Stream and BUY All The Beauty in This Whole Life below:



Nickelus F-Vices mixtape review

Nickelus F-Vices mixtape review

by Dan-O

You can hear Nickelus F blow Drake off of his own tracks when Drake was focused on rapping (Room for Improvement era). For my ears it never translated to his music, he always had a masterful in your face flow but came off as a shock rapper. Having a bold flow like Busta Rhymes isn’t as much of a gift as people might think, the audience gets used to it then tired of it and stops listening to what you’re saying. All they can hear is how you say it.

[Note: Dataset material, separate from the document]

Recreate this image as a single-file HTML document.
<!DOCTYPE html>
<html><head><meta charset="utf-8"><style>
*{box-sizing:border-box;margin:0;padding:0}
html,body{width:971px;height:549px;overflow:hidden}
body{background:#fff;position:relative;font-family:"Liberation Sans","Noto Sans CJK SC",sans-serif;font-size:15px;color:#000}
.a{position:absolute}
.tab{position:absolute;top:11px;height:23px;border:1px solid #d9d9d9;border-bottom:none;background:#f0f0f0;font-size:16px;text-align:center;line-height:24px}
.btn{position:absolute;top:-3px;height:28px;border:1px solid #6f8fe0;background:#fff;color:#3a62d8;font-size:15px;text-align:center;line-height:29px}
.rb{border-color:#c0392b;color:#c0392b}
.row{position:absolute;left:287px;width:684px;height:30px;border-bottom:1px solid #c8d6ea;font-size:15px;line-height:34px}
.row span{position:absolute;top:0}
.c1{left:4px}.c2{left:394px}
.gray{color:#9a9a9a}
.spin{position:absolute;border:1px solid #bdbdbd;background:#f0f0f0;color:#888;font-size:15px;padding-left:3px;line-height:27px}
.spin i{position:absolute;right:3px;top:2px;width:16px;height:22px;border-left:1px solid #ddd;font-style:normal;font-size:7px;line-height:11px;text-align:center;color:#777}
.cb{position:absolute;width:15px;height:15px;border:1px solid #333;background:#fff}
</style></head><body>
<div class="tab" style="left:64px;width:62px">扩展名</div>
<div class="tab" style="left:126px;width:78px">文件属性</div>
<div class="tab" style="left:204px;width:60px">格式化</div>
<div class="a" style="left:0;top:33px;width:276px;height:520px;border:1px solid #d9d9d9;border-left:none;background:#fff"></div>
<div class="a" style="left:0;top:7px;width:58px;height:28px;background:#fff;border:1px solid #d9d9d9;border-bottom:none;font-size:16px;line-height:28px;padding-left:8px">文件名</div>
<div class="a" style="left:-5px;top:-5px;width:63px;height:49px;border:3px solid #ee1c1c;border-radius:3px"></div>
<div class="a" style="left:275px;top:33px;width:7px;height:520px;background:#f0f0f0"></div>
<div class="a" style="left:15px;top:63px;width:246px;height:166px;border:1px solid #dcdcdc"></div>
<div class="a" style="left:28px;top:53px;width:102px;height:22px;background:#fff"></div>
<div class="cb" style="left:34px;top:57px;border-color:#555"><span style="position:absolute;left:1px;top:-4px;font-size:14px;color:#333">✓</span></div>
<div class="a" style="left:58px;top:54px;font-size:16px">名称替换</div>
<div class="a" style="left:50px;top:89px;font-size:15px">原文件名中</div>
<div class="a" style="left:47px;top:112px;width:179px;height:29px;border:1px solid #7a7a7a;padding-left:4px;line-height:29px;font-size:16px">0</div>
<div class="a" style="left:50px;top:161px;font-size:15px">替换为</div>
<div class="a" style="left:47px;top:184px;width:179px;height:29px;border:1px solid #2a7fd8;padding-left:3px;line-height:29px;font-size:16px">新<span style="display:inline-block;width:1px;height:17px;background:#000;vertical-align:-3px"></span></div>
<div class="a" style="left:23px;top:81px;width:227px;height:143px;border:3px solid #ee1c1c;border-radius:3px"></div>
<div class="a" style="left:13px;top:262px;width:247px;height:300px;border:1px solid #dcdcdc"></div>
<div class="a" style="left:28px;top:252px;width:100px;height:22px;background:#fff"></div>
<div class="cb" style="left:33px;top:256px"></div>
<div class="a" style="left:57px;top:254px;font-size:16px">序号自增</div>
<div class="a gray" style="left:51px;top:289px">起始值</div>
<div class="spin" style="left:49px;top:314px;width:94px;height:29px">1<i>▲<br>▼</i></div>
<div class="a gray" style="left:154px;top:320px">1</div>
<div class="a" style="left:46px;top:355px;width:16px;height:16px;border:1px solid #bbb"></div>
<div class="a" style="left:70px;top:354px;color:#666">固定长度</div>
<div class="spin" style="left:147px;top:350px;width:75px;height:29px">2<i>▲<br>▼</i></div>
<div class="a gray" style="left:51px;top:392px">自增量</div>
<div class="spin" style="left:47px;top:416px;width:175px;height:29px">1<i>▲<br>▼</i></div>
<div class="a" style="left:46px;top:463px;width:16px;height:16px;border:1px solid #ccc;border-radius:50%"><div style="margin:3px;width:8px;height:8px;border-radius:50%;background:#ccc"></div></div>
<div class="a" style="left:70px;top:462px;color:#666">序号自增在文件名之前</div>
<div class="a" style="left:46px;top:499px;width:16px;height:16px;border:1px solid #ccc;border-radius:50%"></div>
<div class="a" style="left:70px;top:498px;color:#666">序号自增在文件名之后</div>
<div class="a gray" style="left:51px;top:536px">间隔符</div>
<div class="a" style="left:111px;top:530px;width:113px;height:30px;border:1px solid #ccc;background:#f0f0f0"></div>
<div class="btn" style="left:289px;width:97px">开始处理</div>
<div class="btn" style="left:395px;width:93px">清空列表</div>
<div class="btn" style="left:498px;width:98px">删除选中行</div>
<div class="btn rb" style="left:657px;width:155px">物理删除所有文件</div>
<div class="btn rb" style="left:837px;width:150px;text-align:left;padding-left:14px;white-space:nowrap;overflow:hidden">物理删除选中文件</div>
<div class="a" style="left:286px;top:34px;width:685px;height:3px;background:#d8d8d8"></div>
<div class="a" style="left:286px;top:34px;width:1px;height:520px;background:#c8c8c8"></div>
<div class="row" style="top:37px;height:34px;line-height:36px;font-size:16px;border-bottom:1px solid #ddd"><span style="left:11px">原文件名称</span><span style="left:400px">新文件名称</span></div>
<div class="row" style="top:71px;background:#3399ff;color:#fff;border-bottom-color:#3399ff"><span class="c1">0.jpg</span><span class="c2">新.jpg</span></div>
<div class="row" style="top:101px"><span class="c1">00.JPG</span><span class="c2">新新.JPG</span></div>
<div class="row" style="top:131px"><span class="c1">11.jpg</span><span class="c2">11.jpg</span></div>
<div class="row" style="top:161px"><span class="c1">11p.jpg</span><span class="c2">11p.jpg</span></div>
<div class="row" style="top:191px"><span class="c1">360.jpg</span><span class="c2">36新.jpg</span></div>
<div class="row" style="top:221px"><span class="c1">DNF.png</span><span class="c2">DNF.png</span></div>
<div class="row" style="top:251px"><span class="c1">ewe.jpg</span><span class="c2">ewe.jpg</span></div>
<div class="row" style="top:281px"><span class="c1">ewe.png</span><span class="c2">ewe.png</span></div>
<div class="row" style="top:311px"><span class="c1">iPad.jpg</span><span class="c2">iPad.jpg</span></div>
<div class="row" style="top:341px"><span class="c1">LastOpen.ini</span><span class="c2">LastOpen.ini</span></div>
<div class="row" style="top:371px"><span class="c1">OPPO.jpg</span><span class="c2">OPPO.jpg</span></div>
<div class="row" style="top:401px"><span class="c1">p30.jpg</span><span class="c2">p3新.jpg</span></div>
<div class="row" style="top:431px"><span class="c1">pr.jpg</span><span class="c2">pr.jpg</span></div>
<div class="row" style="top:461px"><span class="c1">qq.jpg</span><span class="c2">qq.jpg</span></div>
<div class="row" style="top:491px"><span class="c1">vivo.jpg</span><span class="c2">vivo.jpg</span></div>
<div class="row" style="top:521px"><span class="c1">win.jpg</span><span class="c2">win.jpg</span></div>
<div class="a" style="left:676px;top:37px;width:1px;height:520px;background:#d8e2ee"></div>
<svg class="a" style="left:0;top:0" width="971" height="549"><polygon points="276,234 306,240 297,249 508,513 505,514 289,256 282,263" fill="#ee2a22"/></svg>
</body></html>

I am absolutely baffled by his new mixtape Vices. The off putting cover says all the songs were produced by Nickelus F but other sites are saying at least one of the songs (Number 15) was produced by Jake One. Either he took his music into a different direction, taking the slow promethazine chopped not slopped Houston rider music and sucking it through a depression vortex or he has ghost producers doing great work. I am in no position to say which but if I could interview any rapper right now about their music it would be Nickelus F about Vices.

Emerging from the tense haze of a stretched sample on Beast of Burden he starts to give us what he’s known for “I smoke until I’m dead and come alive when I snort, I kill that F#$%ing B#%$ and take a ride with the corpse.” He talks about ghosts, goblins, groceries on lay away and establishes his depression aggressively with lines like “You got a skeleton, my closet holds a graveyard.” With tracks like Halfway Dead, Painkillerz, and Beast of Burden you might think the listening experience would be one dimensional, no danger of that here. Throughout Vices he does a masterful job of saying funny things, distasteful things, and somber things utilizing the same haymaker flow. The song My Convo provides a great example “She said my dick the bomb sh#t tell me something I don’t know…like what the f#ck is in hot dogs…”

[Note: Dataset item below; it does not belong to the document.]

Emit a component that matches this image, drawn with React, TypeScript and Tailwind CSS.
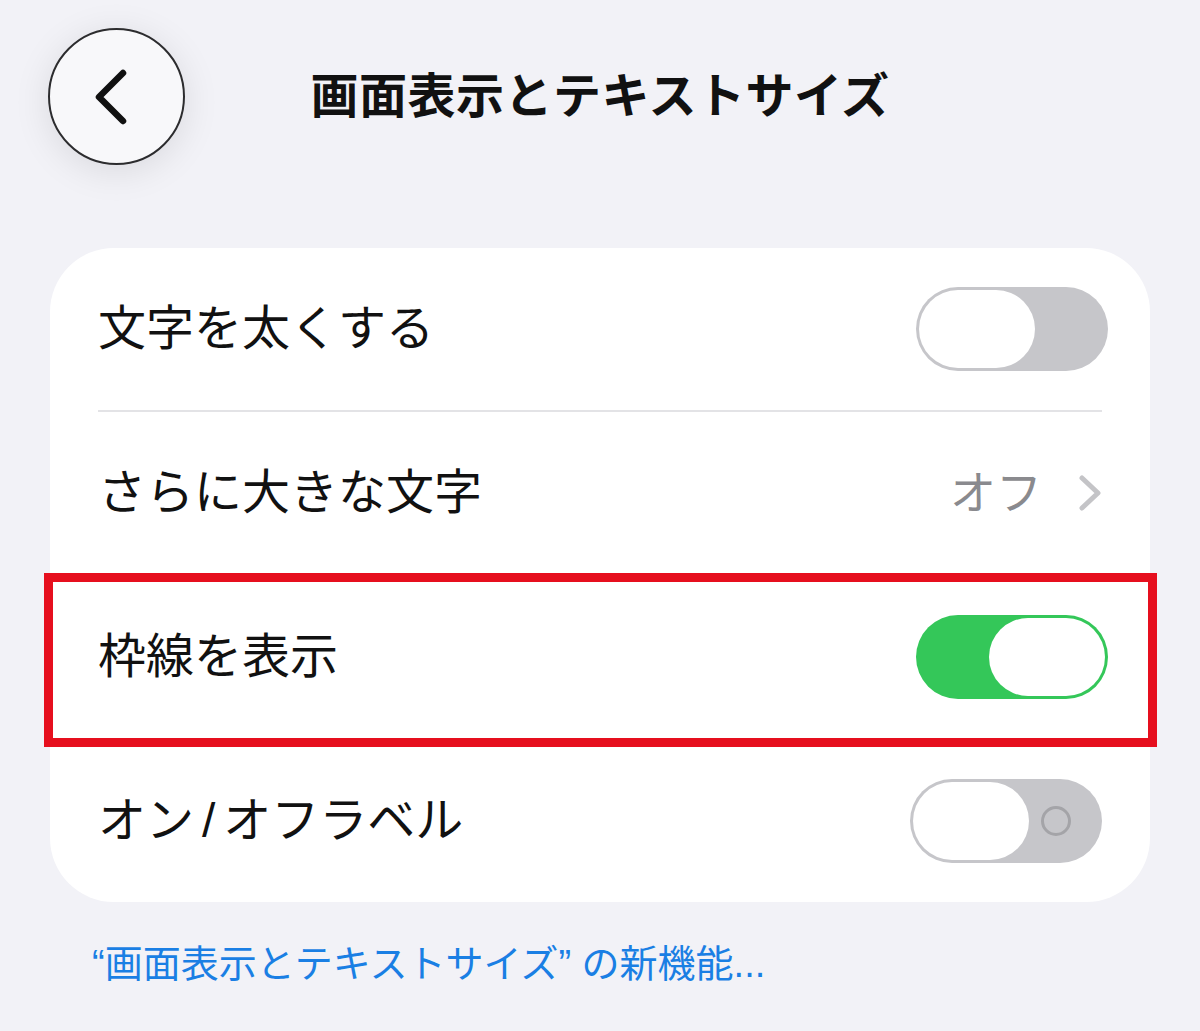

He sings the chorus’s mindfully, taking a raspy voice and straightening it out in an honest attempt at singing. The tension makes songs like Halfway Dead work, of the fifteen tracks you’d be hard pressed to find one that is a throw away, half conceived “off the top” experiment. Everything is placed where it needs to be. Songs like The Boomerang Nunchucks and My 3rd Cuzzin’ are so serious that others like Tanqueray (with its lasso sound effect and deep bass line) or Jet Fuel (a laid back smoker sex song with a great blast of horns and the best chorus of the tape) are necessary to let off steam.

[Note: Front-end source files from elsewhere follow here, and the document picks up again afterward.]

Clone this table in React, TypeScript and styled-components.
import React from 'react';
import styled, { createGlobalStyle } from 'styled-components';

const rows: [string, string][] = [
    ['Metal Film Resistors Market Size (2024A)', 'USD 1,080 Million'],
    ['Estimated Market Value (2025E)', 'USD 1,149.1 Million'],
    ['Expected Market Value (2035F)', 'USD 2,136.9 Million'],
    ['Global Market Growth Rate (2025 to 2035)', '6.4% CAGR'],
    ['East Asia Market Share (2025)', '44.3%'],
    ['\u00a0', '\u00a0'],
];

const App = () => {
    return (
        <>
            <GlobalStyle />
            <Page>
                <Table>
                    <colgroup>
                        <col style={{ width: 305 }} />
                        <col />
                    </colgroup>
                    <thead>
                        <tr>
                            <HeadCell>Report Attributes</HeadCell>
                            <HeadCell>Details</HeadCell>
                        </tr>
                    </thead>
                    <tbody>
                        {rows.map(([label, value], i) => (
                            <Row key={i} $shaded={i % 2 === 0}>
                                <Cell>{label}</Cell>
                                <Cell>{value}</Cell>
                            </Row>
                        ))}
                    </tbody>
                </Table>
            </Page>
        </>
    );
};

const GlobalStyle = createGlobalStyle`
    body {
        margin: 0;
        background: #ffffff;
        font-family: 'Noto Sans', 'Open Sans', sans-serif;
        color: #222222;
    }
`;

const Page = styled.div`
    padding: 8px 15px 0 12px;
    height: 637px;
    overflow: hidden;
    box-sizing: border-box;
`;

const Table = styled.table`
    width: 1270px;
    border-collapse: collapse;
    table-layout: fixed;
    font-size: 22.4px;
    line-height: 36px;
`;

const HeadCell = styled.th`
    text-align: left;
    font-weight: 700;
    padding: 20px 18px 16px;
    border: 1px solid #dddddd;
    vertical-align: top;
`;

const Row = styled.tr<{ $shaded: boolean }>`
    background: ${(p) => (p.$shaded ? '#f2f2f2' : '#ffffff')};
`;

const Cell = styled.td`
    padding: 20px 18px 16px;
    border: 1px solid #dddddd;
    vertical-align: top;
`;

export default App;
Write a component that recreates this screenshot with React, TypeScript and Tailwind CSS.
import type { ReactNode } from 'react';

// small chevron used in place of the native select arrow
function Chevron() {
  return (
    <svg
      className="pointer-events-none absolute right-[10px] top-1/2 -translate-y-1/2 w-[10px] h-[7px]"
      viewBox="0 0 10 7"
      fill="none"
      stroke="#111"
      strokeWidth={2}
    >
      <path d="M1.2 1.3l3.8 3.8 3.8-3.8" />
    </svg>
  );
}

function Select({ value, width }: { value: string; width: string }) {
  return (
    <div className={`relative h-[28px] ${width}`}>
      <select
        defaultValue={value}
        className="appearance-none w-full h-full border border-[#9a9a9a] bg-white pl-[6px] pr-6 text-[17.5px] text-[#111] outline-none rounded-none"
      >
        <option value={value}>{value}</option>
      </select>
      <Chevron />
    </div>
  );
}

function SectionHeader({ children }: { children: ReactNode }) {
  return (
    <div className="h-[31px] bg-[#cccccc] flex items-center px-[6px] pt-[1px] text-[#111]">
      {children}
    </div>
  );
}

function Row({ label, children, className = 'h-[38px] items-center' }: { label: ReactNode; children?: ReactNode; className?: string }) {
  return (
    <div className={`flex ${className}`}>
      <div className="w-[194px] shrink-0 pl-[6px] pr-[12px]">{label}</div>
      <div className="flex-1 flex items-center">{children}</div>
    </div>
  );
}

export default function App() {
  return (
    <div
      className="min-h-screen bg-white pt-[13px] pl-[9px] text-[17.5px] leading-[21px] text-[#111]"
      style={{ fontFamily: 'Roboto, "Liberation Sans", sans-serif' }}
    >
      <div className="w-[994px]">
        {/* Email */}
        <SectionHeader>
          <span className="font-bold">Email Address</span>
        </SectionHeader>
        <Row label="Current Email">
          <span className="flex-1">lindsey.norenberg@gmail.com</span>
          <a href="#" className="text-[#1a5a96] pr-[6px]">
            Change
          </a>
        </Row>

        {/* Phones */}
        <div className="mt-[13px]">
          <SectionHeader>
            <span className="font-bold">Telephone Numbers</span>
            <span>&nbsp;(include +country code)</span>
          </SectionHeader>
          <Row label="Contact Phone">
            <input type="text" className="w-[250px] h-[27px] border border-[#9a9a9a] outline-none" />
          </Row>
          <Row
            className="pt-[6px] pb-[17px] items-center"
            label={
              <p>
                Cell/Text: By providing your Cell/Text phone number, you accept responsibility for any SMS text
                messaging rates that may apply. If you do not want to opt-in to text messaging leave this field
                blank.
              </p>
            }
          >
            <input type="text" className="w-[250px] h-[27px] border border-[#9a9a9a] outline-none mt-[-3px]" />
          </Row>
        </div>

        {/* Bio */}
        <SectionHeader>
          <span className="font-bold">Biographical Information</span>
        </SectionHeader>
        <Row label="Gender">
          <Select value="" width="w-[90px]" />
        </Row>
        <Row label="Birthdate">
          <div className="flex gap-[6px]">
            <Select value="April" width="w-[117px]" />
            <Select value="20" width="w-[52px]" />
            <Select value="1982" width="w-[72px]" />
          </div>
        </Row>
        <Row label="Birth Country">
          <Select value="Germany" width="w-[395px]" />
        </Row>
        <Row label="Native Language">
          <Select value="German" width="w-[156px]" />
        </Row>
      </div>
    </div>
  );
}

A lot of the press Vices gets is about the reuniting, artistically, of Drake and Nickelus F on the last song Number 15. It has to follow the classically unclassy sex song Petey’s Wingz where our narrator promises to snap his lover’s spine with sex impact and have her scream so hoarse she sounds like Jadakiss. He sings almost all of it adding a little R. Kelly “I believe I can Fly” that brings him closest to Old Dirty on Sweet Sugar Pie…but at the end the epic Drake voicemail comes and then the promise is fulfilled. Number 15 is not a single; it’s a strum of a backbeat with aggression and frustration stewing into overwhelming melancholy. It’s a good song but a lot of people that hear it as a single won’t listen to the full tape and feel the emotional voyage through great samples (Outkast sample on A Bird) and the most versatile lyrical project in the Nickelus F catalog. Drake is a great bookend to it but he’s not the full book. All in all Vices is one of a handful of really resonant projects this year. It’s well worth any time you give it.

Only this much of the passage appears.